**Collected data:**
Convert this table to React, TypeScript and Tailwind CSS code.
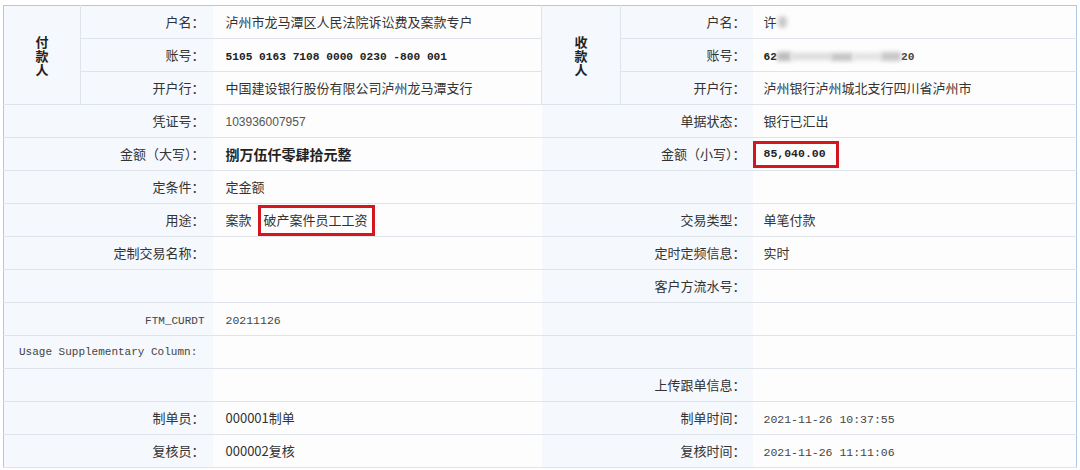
import React from 'react';

const cjk = "font-['Noto_Sans_CJK_SC','Microsoft_YaHei',sans-serif]";
const mono = "font-['Liberation_Mono','DejaVu_Sans_Mono',monospace]";

const rowCls = 'h-[33px] border-b border-[#dfe4ea]';
const labelBase = `bg-[#f5f8fc] text-right text-[13px] text-[#333] ${cjk} whitespace-nowrap`;
const leftLabel = `${labelBase} pr-[8px]`;
const rightLabel = `${labelBase} pr-[7px]`;
const valueBase = `bg-[#fdfdfd] text-[13px] text-[#333] ${cjk} whitespace-nowrap`;
const leftValue = `${valueBase} pl-[13px]`;
const rightValue = `${valueBase} pl-[11px]`;

const Party = ({ text }: { text: string }) => (
    <div className={`flex flex-col items-center gap-[1px] text-[13px] font-bold leading-[13px] text-[#222] ${cjk}`}>
        {text.split('').map((c, i) => (
            <span key={i} className="block h-[13px]">
                {c}
            </span>
        ))}
    </div>
);

const Mono = ({ children, className = 'text-[11.5px]' }: { children: React.ReactNode; className?: string }) => (
    <span className={`${mono} text-[#444] ${className}`}>{children}</span>
);

type Row = {
    l: React.ReactNode;
    lv?: React.ReactNode;
    r?: React.ReactNode;
    rv?: React.ReactNode;
    flush?: boolean;
};

const rows: Row[] = [
    {
        l: '凭证号：',
        lv: <span className="font-['Liberation_Sans',sans-serif] text-[12px] text-[#555]">103936007957</span>,
        r: '单据状态：',
        rv: '银行已汇出',
    },
    {
        l: '金额（大写）：',
        lv: <span className="text-[14px] font-bold text-[#222]">捌万伍仟零肆拾元整</span>,
        r: '金额（小写）：',
        flush: true,
        rv: (
            <span className="inline-flex items-center h-[27px] border-[3px] border-[#d4161f] pl-[8px] pr-[10px]">
                <span className={`${mono} text-[11.5px] font-bold text-[#222]`}>85,040.00</span>
            </span>
        ),
    },
    { l: '定条件：', lv: '定金额' },
    {
        l: '用途：',
        lv: (
            <span className="inline-flex items-center">
                <span>案款</span>
                <span className="ml-[6px] inline-flex items-center h-[31px] border-[3px] border-[#d4161f] pl-[3px] pr-[4px]">
                    破产案件员工工资
                </span>
            </span>
        ),
        r: '交易类型：',
        rv: '单笔付款',
    },
    { l: '定制交易名称：', r: '定时定频信息：', rv: '实时' },
    { l: '', r: '客户方流水号：' },
    { l: <Mono className="text-[11px]">FTM_CURDT</Mono>, lv: <Mono>20211126</Mono> },
    { l: <Mono className="text-[11px] pl-[15px] block text-left">Usage Supplementary Column:</Mono> },
    { l: '', r: '上传跟单信息：' },
    { l: '制单员：', lv: '000001制单', r: '制单时间：', rv: <Mono>2021-11-26 10:37:55</Mono> },
    { l: '复核员：', lv: '000002复核', r: '复核时间：', rv: <Mono>2021-11-26 11:11:06</Mono> },
];

export default function App() {
    return (
        <div className="w-[1080px] h-[470px] bg-white pt-[5px] pl-[3px]">
            <table className="w-[1074px] table-fixed border-collapse border border-[#adc9e6]">
                <colgroup>
                    <col className="w-[77px]" />
                    <col className="w-[132px]" />
                    <col className="w-[329px]" />
                    <col className="w-[79px]" />
                    <col className="w-[132px]" />
                    <col />
                </colgroup>
                <tbody>
                    <tr className={rowCls}>
                        <td rowSpan={3} className="bg-[#f5f8fc] border-r border-[#dfe4ea] align-middle">
                            <Party text="付款人" />
                        </td>
                        <td className={leftLabel}>户名：</td>
                        <td className={leftValue}>泸州市龙马潭区人民法院诉讼费及案款专户</td>
                        <td rowSpan={3} className="bg-[#f5f8fc] border-x border-[#dfe4ea] align-middle">
                            <Party text="收款人" />
                        </td>
                        <td className={rightLabel}>户名：</td>
                        <td className={rightValue}>
                            <span className="inline-flex items-center">
                                许
                                <span className="ml-[1px] inline-block w-[9px] h-[12px] bg-[#c9c9c9] blur-[2px] rounded-full" />
                            </span>
                        </td>
                    </tr>
                    <tr className={rowCls}>
                        <td className={leftLabel}>账号：</td>
                        <td className={leftValue}>
                            <span className={`${mono} text-[11.2px] font-bold text-[#222] whitespace-pre`}>
                                5105 0163 7108 0000 0230 -800 001
                            </span>
                        </td>
                        <td className={rightLabel}>账号：</td>
                        <td className={rightValue}>
                            <span className="inline-flex items-center">
                                <span className={`${mono} text-[11.2px] font-bold text-[#222]`}>62</span>
                                <span className="inline-block w-[14px] h-[9px] bg-[#bbbbbb] blur-[2px]" />
                                <span className="inline-block w-[40px] h-[7px] bg-[#dcdcdc] blur-[2px]" />
                                <span className="inline-block w-[22px] h-[8px] bg-[#c4c4c4] blur-[2px]" />
                                <span className="inline-block w-[28px] h-[7px] bg-[#e2e2e2] blur-[2px]" />
                                <span className="inline-block w-[20px] h-[9px] bg-[#c8c8c8] blur-[2px]" />
                                <span className={`${mono} text-[11.2px] font-bold text-[#444]`}>20</span>
                            </span>
                        </td>
                    </tr>
                    <tr className={rowCls}>
                        <td className={leftLabel}>开户行：</td>
                        <td className={leftValue}>中国建设银行股份有限公司泸州龙马潭支行</td>
                        <td className={rightLabel}>开户行：</td>
                        <td className={rightValue}>泸州银行泸州城北支行四川省泸州市</td>
                    </tr>
                    {rows.map((r, i) => (
                        <tr key={i} className={rowCls}>
                            <td colSpan={2} className={leftLabel}>
                                {r.l}
                            </td>
                            <td className={leftValue}>{r.lv}</td>
                            <td colSpan={2} className={rightLabel}>
                                {r.r}
                            </td>
                            <td className={r.flush ? valueBase : rightValue}>{r.rv}</td>
                        </tr>
                    ))}
                </tbody>
            </table>
        </div>
    );
}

**Objective:** Exclude the pictures, and transcribe all of the material exactly.

**Complete output:**
Convert this table to React, TypeScript and Tailwind CSS code.
import React from 'react';

const cjk = "font-['Noto_Sans_CJK_SC','Microsoft_YaHei',sans-serif]";
const mono = "font-['Liberation_Mono','DejaVu_Sans_Mono',monospace]";

const rowCls = 'h-[33px] border-b border-[#dfe4ea]';
const labelBase = `bg-[#f5f8fc] text-right text-[13px] text-[#333] ${cjk} whitespace-nowrap`;
const leftLabel = `${labelBase} pr-[8px]`;
const rightLabel = `${labelBase} pr-[7px]`;
const valueBase = `bg-[#fdfdfd] text-[13px] text-[#333] ${cjk} whitespace-nowrap`;
const leftValue = `${valueBase} pl-[13px]`;
const rightValue = `${valueBase} pl-[11px]`;

const Party = ({ text }: { text: string }) => (
    <div className={`flex flex-col items-center gap-[1px] text-[13px] font-bold leading-[13px] text-[#222] ${cjk}`}>
        {text.split('').map((c, i) => (
            <span key={i} className="block h-[13px]">
                {c}
            </span>
        ))}
    </div>
);

const Mono = ({ children, className = 'text-[11.5px]' }: { children: React.ReactNode; className?: string }) => (
    <span className={`${mono} text-[#444] ${className}`}>{children}</span>
);

type Row = {
    l: React.ReactNode;
    lv?: React.ReactNode;
    r?: React.ReactNode;
    rv?: React.ReactNode;
    flush?: boolean;
};

const rows: Row[] = [
    {
        l: '凭证号：',
        lv: <span className="font-['Liberation_Sans',sans-serif] text-[12px] text-[#555]">103936007957</span>,
        r: '单据状态：',
        rv: '银行已汇出',
    },
    {
        l: '金额（大写）：',
        lv: <span className="text-[14px] font-bold text-[#222]">捌万伍仟零肆拾元整</span>,
        r: '金额（小写）：',
        flush: true,
        rv: (
            <span className="inline-flex items-center h-[27px] border-[3px] border-[#d4161f] pl-[8px] pr-[10px]">
                <span className={`${mono} text-[11.5px] font-bold text-[#222]`}>85,040.00</span>
            </span>
        ),
    },
    { l: '定条件：', lv: '定金额' },
    {
        l: '用途：',
        lv: (
            <span className="inline-flex items-center">
                <span>案款</span>
                <span className="ml-[6px] inline-flex items-center h-[31px] border-[3px] border-[#d4161f] pl-[3px] pr-[4px]">
                    破产案件员工工资
                </span>
            </span>
        ),
        r: '交易类型：',
        rv: '单笔付款',
    },
    { l: '定制交易名称：', r: '定时定频信息：', rv: '实时' },
    { l: '', r: '客户方流水号：' },
    { l: <Mono className="text-[11px]">FTM_CURDT</Mono>, lv: <Mono>20211126</Mono> },
    { l: <Mono className="text-[11px] pl-[15px] block text-left">Usage Supplementary Column:</Mono> },
    { l: '', r: '上传跟单信息：' },
    { l: '制单员：', lv: '000001制单', r: '制单时间：', rv: <Mono>2021-11-26 10:37:55</Mono> },
    { l: '复核员：', lv: '000002复核', r: '复核时间：', rv: <Mono>2021-11-26 11:11:06</Mono> },
];

export default function App() {
    return (
        <div className="w-[1080px] h-[470px] bg-white pt-[5px] pl-[3px]">
            <table className="w-[1074px] table-fixed border-collapse border border-[#adc9e6]">
                <colgroup>
                    <col className="w-[77px]" />
                    <col className="w-[132px]" />
                    <col className="w-[329px]" />
                    <col className="w-[79px]" />
                    <col className="w-[132px]" />
                    <col />
                </colgroup>
                <tbody>
                    <tr className={rowCls}>
                        <td rowSpan={3} className="bg-[#f5f8fc] border-r border-[#dfe4ea] align-middle">
                            <Party text="付款人" />
                        </td>
                        <td className={leftLabel}>户名：</td>
                        <td className={leftValue}>泸州市龙马潭区人民法院诉讼费及案款专户</td>
                        <td rowSpan={3} className="bg-[#f5f8fc] border-x border-[#dfe4ea] align-middle">
                            <Party text="收款人" />
                        </td>
                        <td className={rightLabel}>户名：</td>
                        <td className={rightValue}>
                            <span className="inline-flex items-center">
                                许
                                <span className="ml-[1px] inline-block w-[9px] h-[12px] bg-[#c9c9c9] blur-[2px] rounded-full" />
                            </span>
                        </td>
                    </tr>
                    <tr className={rowCls}>
                        <td className={leftLabel}>账号：</td>
                        <td className={leftValue}>
                            <span className={`${mono} text-[11.2px] font-bold text-[#222] whitespace-pre`}>
                                5105 0163 7108 0000 0230 -800 001
                            </span>
                        </td>
                        <td className={rightLabel}>账号：</td>
                        <td className={rightValue}>
                            <span className="inline-flex items-center">
                                <span className={`${mono} text-[11.2px] font-bold text-[#222]`}>62</span>
                                <span className="inline-block w-[14px] h-[9px] bg-[#bbbbbb] blur-[2px]" />
                                <span className="inline-block w-[40px] h-[7px] bg-[#dcdcdc] blur-[2px]" />
                                <span className="inline-block w-[22px] h-[8px] bg-[#c4c4c4] blur-[2px]" />
                                <span className="inline-block w-[28px] h-[7px] bg-[#e2e2e2] blur-[2px]" />
                                <span className="inline-block w-[20px] h-[9px] bg-[#c8c8c8] blur-[2px]" />
                                <span className={`${mono} text-[11.2px] font-bold text-[#444]`}>20</span>
                            </span>
                        </td>
                    </tr>
                    <tr className={rowCls}>
                        <td className={leftLabel}>开户行：</td>
                        <td className={leftValue}>中国建设银行股份有限公司泸州龙马潭支行</td>
                        <td className={rightLabel}>开户行：</td>
                        <td className={rightValue}>泸州银行泸州城北支行四川省泸州市</td>
                    </tr>
                    {rows.map((r, i) => (
                        <tr key={i} className={rowCls}>
                            <td colSpan={2} className={leftLabel}>
                                {r.l}
                            </td>
                            <td className={leftValue}>{r.lv}</td>
                            <td colSpan={2} className={rightLabel}>
                                {r.r}
                            </td>
                            <td className={r.flush ? valueBase : rightValue}>{r.rv}</td>
                        </tr>
                    ))}
                </tbody>
            </table>
        </div>
    );
}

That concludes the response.